El gran reto de la música en este filme es el encaje que pueda tener siendo una película que discurre en absoluto continuum, siguiendo a los protagonistas desde el principio hasta el final en lo que son dos (falsos) planos secuencias estupendamente bien hechos. ¿Música en continuum, también en dos planos secuencias musicales, o solo en momentos determinantes? ¿Música para las acciones y acontecimientos, para la perspectiva de los personajes, externa a ellos, solo para los espectadores o una combinación -a ser posible no confusa- de las anteriores?
La perspectiva de la música no es la de los personajes -salvo en momentos muy puntuales- y tampoco está para narrar ni dramatizar, puesto que literalmente no hay tiempo para consolidar una explicación ni una emoción, tanto por la celeridad como por el constante movimiento y también por los rápidos cambios de escenario y de situaciones. Por otra parte, y porque todo sucede así, la música de pretender ser explicativa y dramática llegaría siempre tarde o, de avanzarse para evitarlo, sacaría al espectador de la posición a ras de cámara y personajes, que es lo que sustenta este filme.
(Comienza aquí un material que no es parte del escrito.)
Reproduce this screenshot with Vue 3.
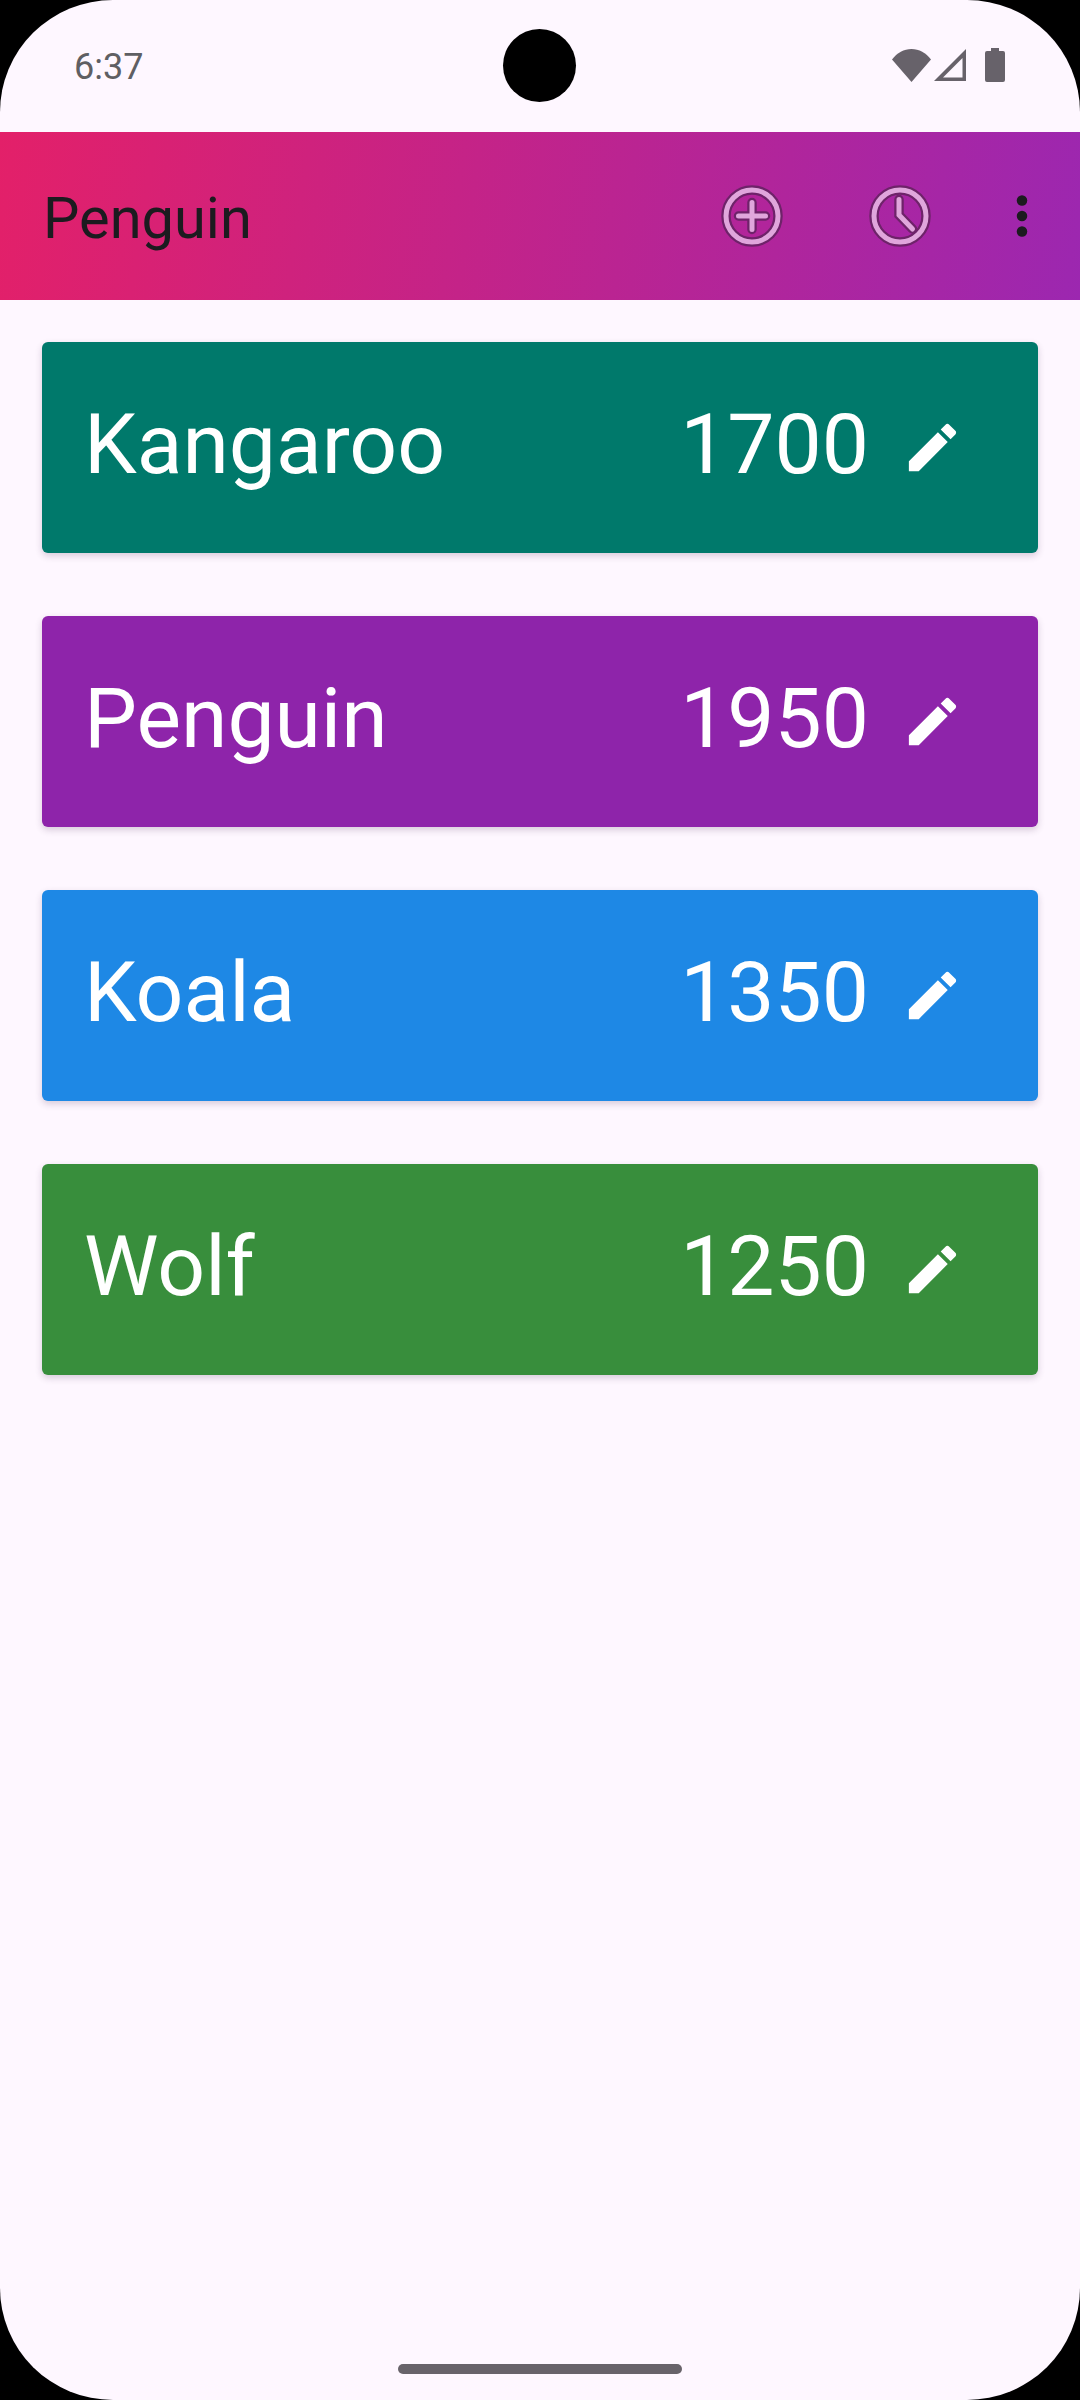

Dado que la música no es la cámara musical del filme (podría haberlo sido) lo que finalmente hace es aparecer en momentos concretos bien para incrementar la tensión por lo que se avecina -un recurso que no deja de ser convencional- o bien para impregnarse de barro y muerte y generar incomodidad, toxicidad: son estas las músicas deshumanizadas que de algún modo ya están en esos lugares, esperando a protagonista y espectadores. La combinación de ambas -probablemente empleadas de modo excesivo- provocan caos, desorden, agresividad y sobre todo incerteza y confusión: es la fórmula explosiva que hace del recorrido (para personajes y espectadores) una auténtica pesadilla. Se añade un tercer elemento, esta vez sí relacionado con emociones humanas, que aunque no es explicativo y no es concreto en lo dramático sirve de contrapunto y en su progresión va implicando al protagonista, especialmente a partir del segundo acto, hasta llegar al último tramo, intensamente emotivo. Es en ese final donde Thomas Newman expande una música que durante todo el filme quería y no podía ser liberada. Es un buen propósito, y bien llevado. El problema en verdad es que la música en sí no tiene nada de singular, ni de entidad ni de grandeza, que es algo que busca abiertamente en toda la parte final y que solo alcanza de modo algo impostado.